- What you are asked to do
List every line in this data where the string "styles" occurs.

- Source material
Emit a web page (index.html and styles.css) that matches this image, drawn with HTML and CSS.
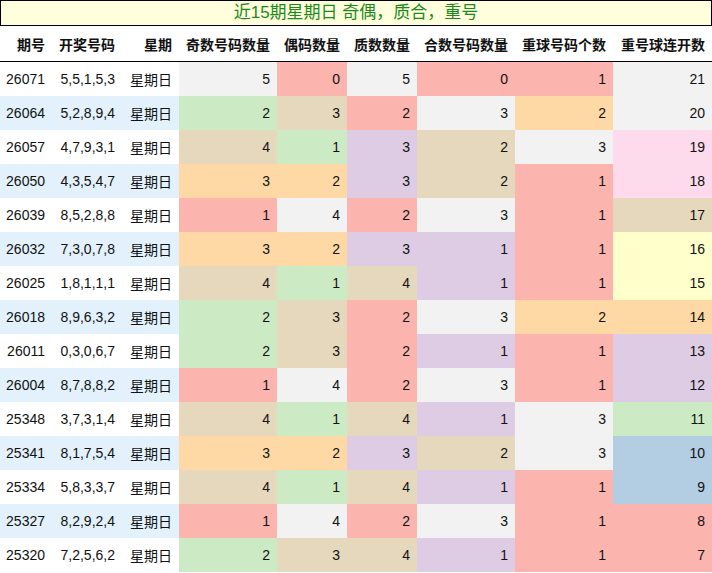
FILE: index.html
```html
<!DOCTYPE html>
<html lang="zh">
<head>
<meta charset="utf-8">
<title>近15期星期日 奇偶，质合，重号</title>
<link rel="stylesheet" href="styles.css">
</head>
<body>
<div class="title">近15期星期日 奇偶，质合，重号</div>
<table class="grid">
<colgroup>
<col class="w52"><col class="w70"><col class="w57"><col class="w98"><col class="w70"><col class="w70"><col class="w98"><col class="w98"><col class="w99">
</colgroup>
<thead>
<tr><th>期号</th><th>开奖号码</th><th>星期</th><th>奇数号码数量</th><th>偶码数量</th><th>质数数量</th><th>合数号码数量</th><th>重球号码个数</th><th>重号球连开数</th></tr>
</thead>
<tbody>
<tr><td>26071</td><td>5,5,1,5,3</td><td>星期日</td><td class="grey">5</td><td class="red">0</td><td class="grey">5</td><td class="red">0</td><td class="red">1</td><td class="grey">21</td></tr>
<tr class="alt"><td>26064</td><td>5,2,8,9,4</td><td>星期日</td><td class="green">2</td><td class="tan">3</td><td class="red">2</td><td class="grey">3</td><td class="orange">2</td><td class="grey">20</td></tr>
<tr><td>26057</td><td>4,7,9,3,1</td><td>星期日</td><td class="tan">4</td><td class="green">1</td><td class="purple">3</td><td class="tan">2</td><td class="grey">3</td><td class="pink">19</td></tr>
<tr class="alt"><td>26050</td><td>4,3,5,4,7</td><td>星期日</td><td class="orange">3</td><td class="orange">2</td><td class="purple">3</td><td class="tan">2</td><td class="red">1</td><td class="pink">18</td></tr>
<tr><td>26039</td><td>8,5,2,8,8</td><td>星期日</td><td class="red">1</td><td class="grey">4</td><td class="red">2</td><td class="grey">3</td><td class="red">1</td><td class="tan">17</td></tr>
<tr class="alt"><td>26032</td><td>7,3,0,7,8</td><td>星期日</td><td class="orange">3</td><td class="orange">2</td><td class="purple">3</td><td class="purple">1</td><td class="red">1</td><td class="yellow">16</td></tr>
<tr><td>26025</td><td>1,8,1,1,1</td><td>星期日</td><td class="tan">4</td><td class="green">1</td><td class="tan">4</td><td class="purple">1</td><td class="red">1</td><td class="yellow">15</td></tr>
<tr class="alt"><td>26018</td><td>8,9,6,3,2</td><td>星期日</td><td class="green">2</td><td class="tan">3</td><td class="red">2</td><td class="grey">3</td><td class="orange">2</td><td class="orange">14</td></tr>
<tr><td>26011</td><td>0,3,0,6,7</td><td>星期日</td><td class="green">2</td><td class="tan">3</td><td class="red">2</td><td class="purple">1</td><td class="red">1</td><td class="purple">13</td></tr>
<tr class="alt"><td>26004</td><td>8,7,8,8,2</td><td>星期日</td><td class="red">1</td><td class="grey">4</td><td class="red">2</td><td class="grey">3</td><td class="red">1</td><td class="purple">12</td></tr>
<tr><td>25348</td><td>3,7,3,1,4</td><td>星期日</td><td class="tan">4</td><td class="green">1</td><td class="tan">4</td><td class="purple">1</td><td class="grey">3</td><td class="green">11</td></tr>
<tr class="alt"><td>25341</td><td>8,1,7,5,4</td><td>星期日</td><td class="orange">3</td><td class="orange">2</td><td class="purple">3</td><td class="tan">2</td><td class="grey">3</td><td class="blue">10</td></tr>
<tr><td>25334</td><td>5,8,3,3,7</td><td>星期日</td><td class="tan">4</td><td class="green">1</td><td class="tan">4</td><td class="purple">1</td><td class="red">1</td><td class="blue">9</td></tr>
<tr class="alt"><td>25327</td><td>8,2,9,2,4</td><td>星期日</td><td class="red">1</td><td class="grey">4</td><td class="red">2</td><td class="grey">3</td><td class="red">1</td><td class="red">8</td></tr>
<tr><td>25320</td><td>7,2,5,6,2</td><td>星期日</td><td class="green">2</td><td class="tan">3</td><td class="tan">4</td><td class="purple">1</td><td class="red">1</td><td class="red">7</td></tr>
</tbody>
</table>
</body>
</html>
```

FILE: styles.css
```css
html, body {
  margin: 0;
  padding: 0;
  background: #ffffff;
}
body {
  width: 712px;
  font-family: "Liberation Sans", "Noto Sans CJK SC", sans-serif;
  color: #111111;
}
.title {
  box-sizing: border-box;
  height: 26px;
  border: 1px solid #000000;
  background: #ffffdd;
  color: #1a8a1a;
  font-size: 17px;
  line-height: 24px;
  text-align: center;
}
.grid {
  width: 712px;
  border-collapse: collapse;
  table-layout: fixed;
  font-size: 14px;
}
.w52 { width: 52px; }
.w57 { width: 57px; }
.w70 { width: 70px; }
.w98 { width: 98px; }
.w99 { width: 99px; }
.grid th {
  height: 35px;
  padding: 0 7px 0 0;
  text-align: right;
  font-weight: bold;
  border-bottom: 1px solid #000000;
  white-space: nowrap;
  overflow: hidden;
}
.grid td {
  height: 34px;
  padding: 0 7px 0 0;
  text-align: right;
  white-space: nowrap;
  overflow: hidden;
}
.grid tr.alt td { background: #e3f1fc; }
.grid td.red, .grid tr.alt td.red { background: #fbb4ae; }
.grid td.blue, .grid tr.alt td.blue { background: #b3cde3; }
.grid td.green, .grid tr.alt td.green { background: #ccebc5; }
.grid td.purple, .grid tr.alt td.purple { background: #decbe4; }
.grid td.orange, .grid tr.alt td.orange { background: #fed9a6; }
.grid td.yellow, .grid tr.alt td.yellow { background: #ffffcc; }
.grid td.tan, .grid tr.alt td.tan { background: #e5d8bd; }
.grid td.pink, .grid tr.alt td.pink { background: #fddaec; }
.grid td.grey, .grid tr.alt td.grey { background: #f2f2f2; }
```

- Expected output
Emit a web page (index.html and styles.css) that matches this image, drawn with HTML and CSS.
<link rel="stylesheet" href="styles.css">
FILE: styles.css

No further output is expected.